> **Instructions to follow**
Without the pictures, repeat the listing character for character.

# Start of Provided data

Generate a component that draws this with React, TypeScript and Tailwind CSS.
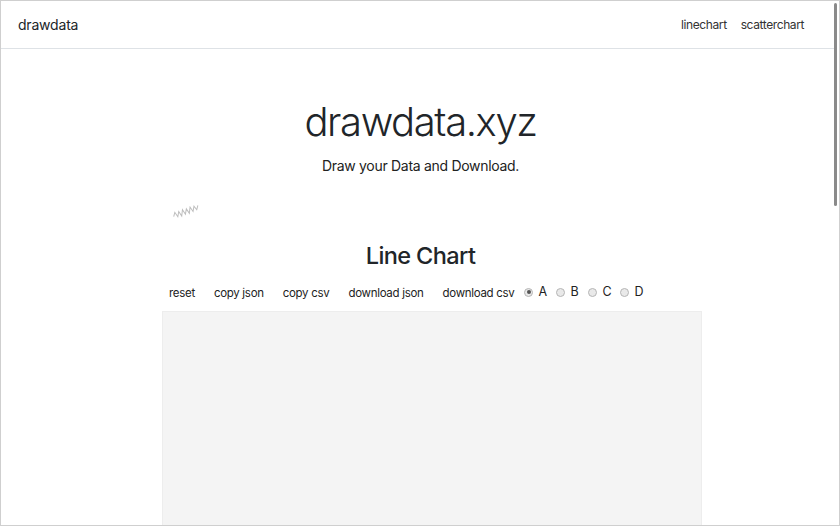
import React from 'react';

const actions = ['reset', 'copy json', 'copy csv', 'download json', 'download csv'];
const series = ['A', 'B', 'C', 'D'];

function Squiggle() {
  // tiny scribble left over on the page
  return (
    <svg width="28" height="14" viewBox="0 0 28 14" className="-rotate-12">
      <path
        d="M1 9 L3 5 L5 10 L7 5 L9 10 L11 4 L13 9 L15 4 L17 9 L19 3 L21 8 L23 3 L25 7 L27 3"
        fill="none"
        stroke="#bdbdbd"
        strokeWidth="1"
      />
    </svg>
  );
}

function Radio({ label, checked }: { label: string; checked?: boolean }) {
  return (
    <div className="flex items-center gap-[5px] w-[32px]">
      <span className="w-[9px] h-[9px] rounded-full border border-[#b5b5b5] bg-[#e9e9e9] flex items-center justify-center">
        {checked && <span className="w-[4px] h-[4px] rounded-full bg-[#555]" />}
      </span>
      <span className="text-[12.5px] text-[#222222]">{label}</span>
    </div>
  );
}

export default function App() {
  return (
    <div
      className="w-[840px] h-[526px] border border-[#cfcfcf] overflow-hidden flex bg-white text-[#212529]"
      style={{ fontFamily: 'Inter, "Helvetica Neue", Arial, sans-serif' }}
    >
      <div className="flex-1 flex flex-col overflow-hidden">
        {/* Navbar */}
        <nav className="h-[48px] shrink-0 border-b border-[#dee2e6] flex items-center justify-between pl-[17px] pr-[30px]">
          <span className="text-[14px] tracking-[-0.2px] text-[#212529]">drawdata</span>
          <div className="flex gap-[14px] text-[12px] tracking-[-0.4px] text-[#333]">
            <a>linechart</a>
            <a>scatterchart</a>
          </div>
        </nav>

        {/* Hero */}
        <div className="shrink-0 flex flex-col items-center pl-[6px]">
          <h1 className="mt-[49px] text-[40px] leading-[48px] font-light tracking-[-1.4px]">drawdata.xyz</h1>
          <p className="mt-[9px] text-[14px] leading-[22px] tracking-[-0.3px] text-[#222]">
            Draw your Data and Download.
          </p>
        </div>

        <div className="shrink-0 w-[540px] ml-[161px] h-[30px] mt-[20px] pl-[10px] flex items-center">
          <Squiggle />
        </div>

        <h2 className="shrink-0 mt-[13px] pl-[6px] text-center text-[23.5px] leading-[32px] font-medium tracking-[-0.6px]">
          Line Chart
        </h2>

        <div className="shrink-0 w-[540px] ml-[161px] flex flex-col">
          <div className="mt-[10px] h-[24px] flex items-center pl-[7px] text-[11.5px] tracking-[-0.3px] text-[#222]">
            {actions.map((a) => (
              <button key={a} className="mr-[19px] whitespace-nowrap">
                {a}
              </button>
            ))}
            <div className="flex items-center -ml-[9px] -mt-[4px]">
              {series.map((s, i) => (
                <Radio key={s} label={s} checked={i === 0} />
              ))}
            </div>
          </div>
          <div className="mt-[5px] h-[300px] bg-[#f4f4f4] border border-[#ededed]" />
        </div>
      </div>

      {/* Scrollbar */}
      <div className="w-[5px] shrink-0 flex justify-start pt-[2px]">
        <div className="w-[3px] h-[203px] rounded-full bg-[#8a8a8a]" />
      </div>
    </div>
  );
}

# End of Provided data

> **Result below**
Generate a component that draws this with React, TypeScript and Tailwind CSS.
import React from 'react';

const actions = ['reset', 'copy json', 'copy csv', 'download json', 'download csv'];
const series = ['A', 'B', 'C', 'D'];

function Squiggle() {
  // tiny scribble left over on the page
  return (
    <svg width="28" height="14" viewBox="0 0 28 14" className="-rotate-12">
      <path
        d="M1 9 L3 5 L5 10 L7 5 L9 10 L11 4 L13 9 L15 4 L17 9 L19 3 L21 8 L23 3 L25 7 L27 3"
        fill="none"
        stroke="#bdbdbd"
        strokeWidth="1"
      />
    </svg>
  );
}

function Radio({ label, checked }: { label: string; checked?: boolean }) {
  return (
    <div className="flex items-center gap-[5px] w-[32px]">
      <span className="w-[9px] h-[9px] rounded-full border border-[#b5b5b5] bg-[#e9e9e9] flex items-center justify-center">
        {checked && <span className="w-[4px] h-[4px] rounded-full bg-[#555]" />}
      </span>
      <span className="text-[12.5px] text-[#222222]">{label}</span>
    </div>
  );
}

export default function App() {
  return (
    <div
      className="w-[840px] h-[526px] border border-[#cfcfcf] overflow-hidden flex bg-white text-[#212529]"
      style={{ fontFamily: 'Inter, "Helvetica Neue", Arial, sans-serif' }}
    >
      <div className="flex-1 flex flex-col overflow-hidden">
        {/* Navbar */}
        <nav className="h-[48px] shrink-0 border-b border-[#dee2e6] flex items-center justify-between pl-[17px] pr-[30px]">
          <span className="text-[14px] tracking-[-0.2px] text-[#212529]">drawdata</span>
          <div className="flex gap-[14px] text-[12px] tracking-[-0.4px] text-[#333]">
            <a>linechart</a>
            <a>scatterchart</a>
          </div>
        </nav>

        {/* Hero */}
        <div className="shrink-0 flex flex-col items-center pl-[6px]">
          <h1 className="mt-[49px] text-[40px] leading-[48px] font-light tracking-[-1.4px]">drawdata.xyz</h1>
          <p className="mt-[9px] text-[14px] leading-[22px] tracking-[-0.3px] text-[#222]">
            Draw your Data and Download.
          </p>
        </div>

        <div className="shrink-0 w-[540px] ml-[161px] h-[30px] mt-[20px] pl-[10px] flex items-center">
          <Squiggle />
        </div>

        <h2 className="shrink-0 mt-[13px] pl-[6px] text-center text-[23.5px] leading-[32px] font-medium tracking-[-0.6px]">
          Line Chart
        </h2>

        <div className="shrink-0 w-[540px] ml-[161px] flex flex-col">
          <div className="mt-[10px] h-[24px] flex items-center pl-[7px] text-[11.5px] tracking-[-0.3px] text-[#222]">
            {actions.map((a) => (
              <button key={a} className="mr-[19px] whitespace-nowrap">
                {a}
              </button>
            ))}
            <div className="flex items-center -ml-[9px] -mt-[4px]">
              {series.map((s, i) => (
                <Radio key={s} label={s} checked={i === 0} />
              ))}
            </div>
          </div>
          <div className="mt-[5px] h-[300px] bg-[#f4f4f4] border border-[#ededed]" />
        </div>
      </div>

      {/* Scrollbar */}
      <div className="w-[5px] shrink-0 flex justify-start pt-[2px]">
        <div className="w-[3px] h-[203px] rounded-full bg-[#8a8a8a]" />
      </div>
    </div>
  );
}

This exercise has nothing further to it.